ESG Will Mainstream as Features, Not a Product ... the driver of investment activity is often not in the best interest of the investor

Burgess COMMENTARY

Peter Burgess
ESG Will Mainstream as Features, Not a Product

The traditional approach to ESG (environment, social, and corporate governance) is product-based — it’s about building and selling funds.

This approach is ultimately mistaken, because it assumes that fund flows will violate the iron law of wealth management: clients very rarely switch products or providers. As things stand, the hype around ESG will always outstrip actual allocation, and values investing will remain niche. The status quo fosters high-priced specialty solutions, and it confuses and cannibalizes asset managers’ existing lineup. However, ESG proposed as a feature can catalyze full uptake.

This is the third in a series of posts. In Part 1, I described the death of funds and the emergent post-fund paradigm, enabled by DCIs (Dynamic Custom Indexing). Part 2 highlights the opportunities financial advisors face with this shift.

We’ve all heard the impressive statistics citing record interest in SRI (socially responsible investing). For example, a Morgan Stanley study showed that 75% of individual investors and 86% of millennials are interested in sustainable investing (2). There’s a true business opportunity here. But it’s also just “interest,” and studies are typically structured to generate media-worthy numbers.

Most clients (with the exception of many from the next gen) will not proactively ask their advisors for such products. After all, that’s why they’re paying their advisors: to figure things out for them. Meanwhile, advisors don’t want to change their storyline or re-paper clients.

And what about those massive US SIF (3) numbers we all read about on SRI allocation? According to its 2018 report, $12 trillion in professionally managed US assets are now classified as socially responsible. Over 1:4 professionally managed dollars have an ethical mandate.

Perhaps a dirty little secret of the SRI industry is that this is mostly relabeling of existing products. Industry insiders whisper that most of this growth comes from large institutional mandates that already had common restrictions on investments, such as provisions on tobacco, landmines, or Sudan (4). nd now their managers are proudly declaring these to be part of their ESG solutions.

The “iron law of wealth management,” as I refer to it, is that end clients almost never switch products or providers.

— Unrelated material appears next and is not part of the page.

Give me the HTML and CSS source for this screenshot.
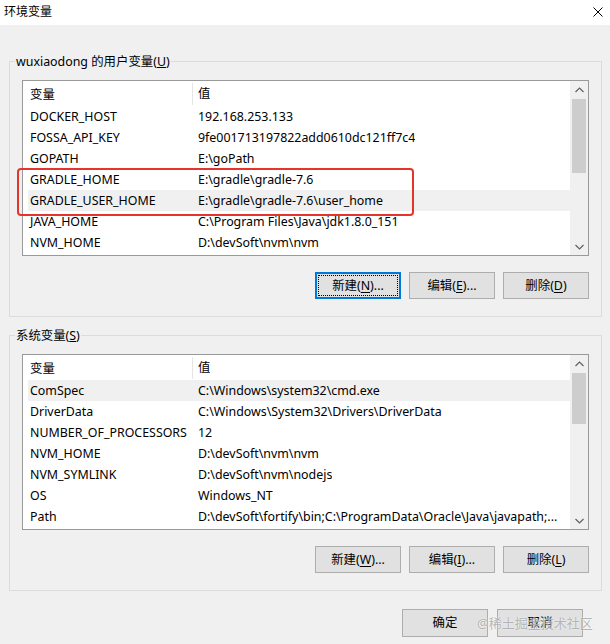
FILE: index.html
```html
<!DOCTYPE html>
<html lang="zh-CN">
<head>
<meta charset="utf-8">
<title>环境变量</title>
<link rel="stylesheet" href="styles.css">
</head>
<body>
<div class="window">
  <div class="titlebar">
    <span class="title">环境变量</span>
    <svg class="close" width="10" height="10" viewBox="0 0 10 10"><path d="M0.5 0.5 L9.5 9.5 M9.5 0.5 L0.5 9.5" stroke="#000" stroke-width="1" fill="none"/></svg>
  </div>
  <div class="content">
    <fieldset class="group">
      <legend>wuxiaodong 的用户变量(<u>U</u>)</legend>
      <div class="group-inner">
        <div class="list">
          <div class="list-main">
            <div class="row head"><span class="c1">变量</span><span class="c2">值</span></div>
            <div class="row"><span class="c1">DOCKER_HOST</span><span class="c2">192.168.253.133</span></div>
            <div class="row"><span class="c1">FOSSA_API_KEY</span><span class="c2">9fe001713197822add0610dc121ff7c4</span></div>
            <div class="row"><span class="c1">GOPATH</span><span class="c2">E:\goPath</span></div>
            <div class="row"><span class="c1">GRADLE_HOME</span><span class="c2">E:\gradle\gradle-7.6</span></div>
            <div class="row hover"><span class="c1">GRADLE_USER_HOME</span><span class="c2">E:\gradle\gradle-7.6\user_home</span></div>
            <div class="row"><span class="c1">JAVA_HOME</span><span class="c2">C:\Program Files\Java\jdk1.8.0_151</span></div>
            <div class="row"><span class="c1">NVM_HOME</span><span class="c2">D:\devSoft\nvm\nvm</span></div>
          </div>
          <div class="scrollbar">
            <div class="arrow"><svg width="9" height="6" viewBox="0 0 9 6"><path d="M0.5 5 L4.5 1 L8.5 5" stroke="#606060" stroke-width="1.2" fill="none"/></svg></div>
            <div class="track"><div class="thumb thumb-user"></div></div>
            <div class="arrow"><svg width="9" height="6" viewBox="0 0 9 6"><path d="M0.5 1 L4.5 5 L8.5 1" stroke="#606060" stroke-width="1.2" fill="none"/></svg></div>
          </div>
          <div class="callout"></div>
        </div>
        <div class="buttons">
          <button class="btn focused">新建(<u>N</u>)...</button>
          <button class="btn">编辑(<u>E</u>)...</button>
          <button class="btn">删除(<u>D</u>)</button>
        </div>
      </div>
    </fieldset>

    <fieldset class="group group-sys">
      <legend>系统变量(<u>S</u>)</legend>
      <div class="group-inner">
        <div class="list">
          <div class="list-main">
            <div class="row head"><span class="c1">变量</span><span class="c2">值</span></div>
            <div class="row hover"><span class="c1">ComSpec</span><span class="c2">C:\Windows\system32\cmd.exe</span></div>
            <div class="row"><span class="c1">DriverData</span><span class="c2">C:\Windows\System32\Drivers\DriverData</span></div>
            <div class="row"><span class="c1">NUMBER_OF_PROCESSORS</span><span class="c2">12</span></div>
            <div class="row"><span class="c1">NVM_HOME</span><span class="c2">D:\devSoft\nvm\nvm</span></div>
            <div class="row"><span class="c1">NVM_SYMLINK</span><span class="c2">D:\devSoft\nvm\nodejs</span></div>
            <div class="row"><span class="c1">OS</span><span class="c2">Windows_NT</span></div>
            <div class="row"><span class="c1">Path</span><span class="c2">D:\devSoft\fortify\bin;C:\ProgramData\Oracle\Java\javapath;...</span></div>
          </div>
          <div class="scrollbar">
            <div class="arrow"><svg width="9" height="6" viewBox="0 0 9 6"><path d="M0.5 5 L4.5 1 L8.5 5" stroke="#606060" stroke-width="1.2" fill="none"/></svg></div>
            <div class="track"><div class="thumb thumb-sys"></div></div>
            <div class="arrow"><svg width="9" height="6" viewBox="0 0 9 6"><path d="M0.5 1 L4.5 5 L8.5 1" stroke="#606060" stroke-width="1.2" fill="none"/></svg></div>
          </div>
        </div>
        <div class="buttons">
          <button class="btn">新建(<u>W</u>)...</button>
          <button class="btn">编辑(<u>I</u>)...</button>
          <button class="btn">删除(<u>L</u>)</button>
        </div>
      </div>
    </fieldset>

    <div class="footer">
      <button class="btn">确定</button>
      <button class="btn">取消</button>
      <span class="watermark">@稀土掘金技术社区</span>
    </div>
  </div>
</div>
</body>
</html>
```

FILE: styles.css
```css
* { box-sizing: border-box; }
html, body { margin: 0; padding: 0; }
body {
  width: 610px;
  height: 644px;
  overflow: hidden;
  background: #f0f0f0;
  font-family: "Noto Sans", "Noto Sans CJK SC", sans-serif;
  font-size: 12.4px;
  color: #000;
}
.window { width: 610px; height: 644px; background: #f0f0f0; }
.titlebar {
  height: 25px;
  background: #fff;
  display: flex;
  align-items: center;
  justify-content: space-between;
  padding: 0 7px 0 4px;
}
.title { font-size: 12px; line-height: 16px; padding-bottom: 2px; }
.close { display: block; margin-bottom: 2px; }

.content { padding: 28px 8px 0 9px; }

.group {
  margin: 0;
  padding: 0;
  border: 1px solid #dcdcdc;
  min-width: 0;
}
.group legend {
  margin-left: 5px;
  padding: 0 1px;
  line-height: 17px;
  font-size: 12.4px;
}
.group-sys { margin-top: 10px; }
.group-inner { padding: 10px 12px 17px 12px; }

.list {
  position: relative;
  height: 176px;
  border: 1px solid #999;
  background: #fff;
  display: flex;
}
.list-main { flex: 1; overflow: hidden; }
.row {
  display: flex;
  height: 21px;
  align-items: center;
  margin-left: 5px;
  white-space: nowrap;
}
.row.head { height: 25px; }
.row.hover { background: #f0f0f0; }
.c1 { width: 164px; padding-left: 2px; flex: none; }
.c2 { padding-left: 6px; overflow: hidden; }
.head .c2 { border-left: 1px solid #e5e5e5; height: 22px; line-height: 22px; padding-left: 5px; }

.scrollbar {
  width: 18px;
  flex: none;
  background: #f0f0f0;
  display: flex;
  flex-direction: column;
}
.arrow { height: 17px; display: flex; align-items: center; justify-content: center; }
.arrow svg { display: block; }
.track { flex: 1; padding: 1px 2px; }
.thumb { background: #cdcdcd; height: 74px; }
.thumb-sys { height: 51px; }

.callout {
  position: absolute;
  left: -6px;
  top: 87px;
  width: 397px;
  height: 48px;
  border: 2.5px solid #e5342b;
  border-radius: 4px;
  pointer-events: none;
}

.buttons {
  display: flex;
  justify-content: flex-end;
  gap: 8px;
  margin-top: 16px;
}
.btn {
  width: 86px;
  height: 27px;
  margin: 0;
  padding: 0;
  background: #e1e1e1;
  border: 1px solid #adadad;
  border-radius: 0;
  font-family: inherit;
  font-size: 12.4px;
  color: #000;
  line-height: 16px;
}
.btn u { text-underline-offset: 2px; }
.btn.focused {
  border: 2px solid #0078d7;
  outline: 1px dotted #000;
  outline-offset: -4px;
}

.footer {
  position: relative;
  display: flex;
  justify-content: flex-end;
  gap: 9px;
  margin-top: 18px;
  padding-right: 19px;
}
.footer .btn { height: 28px; }
.watermark {
  position: absolute;
  left: 468px;
  top: 4px;
  font-size: 13px;
  line-height: 20px;
  color: rgba(160, 160, 160, 0.75);
  text-shadow: 0 0 2px rgba(255,255,255,0.9);
  white-space: nowrap;
}
```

The industry enjoys ~90% client retention rates. Clients are generally not highly engaged, knowledgeable, or motivated. They’d rather get back to Game of Thrones. Even the undeniable “active-to-passive” shift may largely be due to older investors dying, and their heirs switching products only at the moment of intergenerational wealth transfer. People won’t even switch products to save themselves from paying higher fees, let alone help the environment! This client stickiness is a great benefit to incumbents, but it stifles innovation.

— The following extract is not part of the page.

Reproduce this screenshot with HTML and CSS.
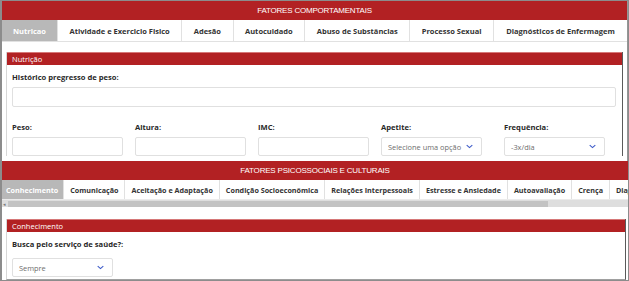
FILE: index.html
```html
<!DOCTYPE html>
<html lang="pt">
<head>
    <meta charset="UTF-8">
    <meta name="viewport" content="width=device-width,initial-scale=1" />
    <title>Fatores</title>
    <link rel="stylesheet" href="styles.css">
</head>
<body>
<div class="frame">
    <div class="group first">
        <div class="group-title">FATORES COMPORTAMENTAIS</div>
        <div class="tabs">
            <div class="tab active">Nutricao</div>
            <div class="tab">Atividade e Exercicio Fisico</div>
            <div class="tab">Adesão</div>
            <div class="tab">Autocuidado</div>
            <div class="tab">Abuso de Substâncias</div>
            <div class="tab">Processo Sexual</div>
            <div class="tab last">Diagnósticos de Enfermagem</div>
        </div>
        <div class="panel">
            <div class="panel-head">Nutrição</div>
            <div class="panel-body">
                <label class="lbl">Histórico pregresso de peso:</label>
                <div class="field wide"></div>
                <div class="row">
                    <div class="col">
                        <label class="lbl">Peso:</label>
                        <div class="field"></div>
                    </div>
                    <div class="col">
                        <label class="lbl">Altura:</label>
                        <div class="field"></div>
                    </div>
                    <div class="col">
                        <label class="lbl">IMC:</label>
                        <div class="field"></div>
                    </div>
                    <div class="col">
                        <label class="lbl">Apetite:</label>
                        <div class="field select apetite"><span class="ph">Selecione uma opção</span>
                            <svg class="chev" viewBox="0 0 10 6"><path d="M1 1l4 3.5L9 1" /></svg>
                        </div>
                    </div>
                    <div class="col">
                        <label class="lbl">Frequência:</label>
                        <div class="field select freq"><span class="ph">-3x/dia</span>
                            <svg class="chev" viewBox="0 0 10 6"><path d="M1 1l4 3.5L9 1" /></svg>
                        </div>
                    </div>
                </div>
            </div>
        </div>
    </div>
    <div class="group second">
        <div class="group-title">FATORES PSICOSSOCIAIS E CULTURAIS</div>
        <div class="tabs">
            <div class="tab active">Conhecimento</div>
            <div class="tab">Comunicação</div>
            <div class="tab">Aceitação e Adaptação</div>
            <div class="tab">Condição Socioeconômica</div>
            <div class="tab">Relações Interpessoais</div>
            <div class="tab">Estresse e Ansiedade</div>
            <div class="tab">Autoavaliação</div>
            <div class="tab">Crença</div>
            <div class="tab">Diagnósticos de Enfermagem</div>
        </div>
        <div class="scroll">
            <span class="arrow">&#9666;</span>
            <div class="thumb"></div>
        </div>
        <div class="panel">
            <div class="panel-head">Conhecimento</div>
            <div class="panel-body">
                <label class="lbl">Busca pelo serviço de saúde?:</label>
                <div class="field select sempre"><span class="ph">Sempre</span>
                    <svg class="chev" viewBox="0 0 10 6"><path d="M1 1l4 3.5L9 1" /></svg>
                </div>
            </div>
        </div>
    </div>
</div>
</body>
</html>
```

FILE: styles.css
```css
html, body{
    margin: 0;
    background-color: white;
}
.frame{
    width: 629px;
    height: 281px;
    box-sizing: border-box;
    border: 1px solid rgb(140,140,140);
    border-left-width: 2px;
    overflow: hidden;
    font-family: "Open Sans", "Noto Sans", sans-serif;
    color: rgb(51,51,51);
}
.group{
    overflow: hidden;
    background-color: white;
}
.group.first{
    height: 160px;
    border-right: 1px solid rgb(150,150,150);
}
.group-title{
    height: 19px;
    background-color: rgb(178,33,35);
    color: white;
    font-family: "Liberation Sans", Arial, sans-serif;
    font-size: 8px;
    line-height: 19px;
    text-align: center;
    letter-spacing: -0.2px;
}
.tabs{
    display: flex;
    border-bottom: 1px solid rgb(225,225,225);
    white-space: nowrap;
    overflow: hidden;
}
.first .tabs{
    height: 21px;
}
.second .tabs{
    height: 19px;
    border-bottom: 0;
}
.tab{
    font-size: 7.5px;
    font-weight: 700;
    display: flex;
    align-items: center;
    justify-content: center;
    border-right: 1px solid rgb(225,225,225);
    flex: none;
}
.first .tab{
    padding: 0 11.5px;
}
.first .tab.last{
    flex: 1;
    border-right: 0;
}
.second .tab{
    padding: 0 6px;
    font-size: 7.2px;
}
.tab.active{
    background-color: rgb(184,184,184);
    color: white;
}
.first .tab.active{
    padding: 0 11px;
}
.second .tab.active{
    padding: 0 5px 0 4px;
}
.panel{
    margin: 10px 4px 0 4px;
    border-left: 1px solid rgb(215,215,215);
    border-right: 1px solid rgb(90,90,90);
}
.second .panel{
    margin: 12px 2px 0 4px;
    border-bottom: 1px solid rgb(160,160,160);
    height: 60px;
}
.panel-head{
    height: 12px;
    background-color: rgb(178,33,35);
    border-top: 1px solid rgb(214,120,120);
    color: white;
    font-size: 7.5px;
    line-height: 12px;
    padding-left: 5px;
}
.panel-body{
    padding: 6px 5px 0 5px;
}
.lbl{
    display: block;
    font-size: 7.6px;
    font-weight: 700;
    line-height: 12px;
    color: rgb(40,40,40);
}
.field{
    height: 18px;
    border: 1px solid rgb(224,224,224);
    border-radius: 2px;
    box-sizing: border-box;
    margin-top: 5px;
}
.field.wide{
    height: 20px;
    margin-top: 4px;
    margin-right: 1px;
}
.row{
    display: flex;
    gap: 12px;
    margin-top: 14px;
}
.col{
    width: 111px;
    flex: none;
}
.col .field{
    height: 19px;
    margin-top: 4px;
}
.select{
    display: flex;
    align-items: center;
    justify-content: space-between;
    padding: 0 8px 0 6px;
}
.col .apetite, .col .freq{
    width: 101px;
}
.ph{
    font-size: 7.4px;
    color: rgb(110,110,110);
}
.chev{
    width: 7px;
    height: 5px;
    fill: none;
    stroke: rgb(60,90,200);
    stroke-width: 1.6;
}
.scroll{
    height: 7px;
    background-color: rgb(222,222,222);
    border-top: 1px solid rgb(235,235,235);
    display: flex;
    align-items: center;
}
.arrow{
    font-size: 5px;
    color: rgb(120,120,120);
    width: 5px;
    padding-left: 1px;
}
.thumb{
    width: 540px;
    height: 6px;
    background-color: rgb(195,195,195);
}
.second .panel-body{
    padding-top: 6px;
}
.sempre{
    width: 101px;
    height: 19px;
    margin-top: 8px;
}
```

Because wealth managers know there is limited demand, but genuine interest, they add an ESG product to their lineup, and they price it highly. That of course makes sense for any niche product, like artichokes, or sports cars. It also means that it stays a specialty product.

These launches also confuse communications and cannibalize an investment manager’s existing product set. Is the provider now saying that their other funds are not ethical? And if part of the new storyline is that SRI doesn’t hurt performance, what is the logic to keep selling “unethical” conventional funds? “Now you can destroy the planet for the exact same returns!” is not a great tagline. So which side are you really on, mister? The marketing is messy, to say the least.

The end result is that everyone is rolling out ESG products (often with disproportionately large PR campaigns), but usually half-heartedly and at premium prices. In 2018, 16 ESG ETFs were launched, and AUM invested in ESG ETFs posted 63% year-on-year growth. But ESG ETFs as a category accounted for just under $8 billion in assets, a tiny fraction of the $3.5 trillion invested in ETFs overall (5).

Bar chart showing the change in the ratio of ESG ETFs to all exchange-traded products, and the ratio of assets invested in ESG ETF products relative to all assets invested in exchange-traded products.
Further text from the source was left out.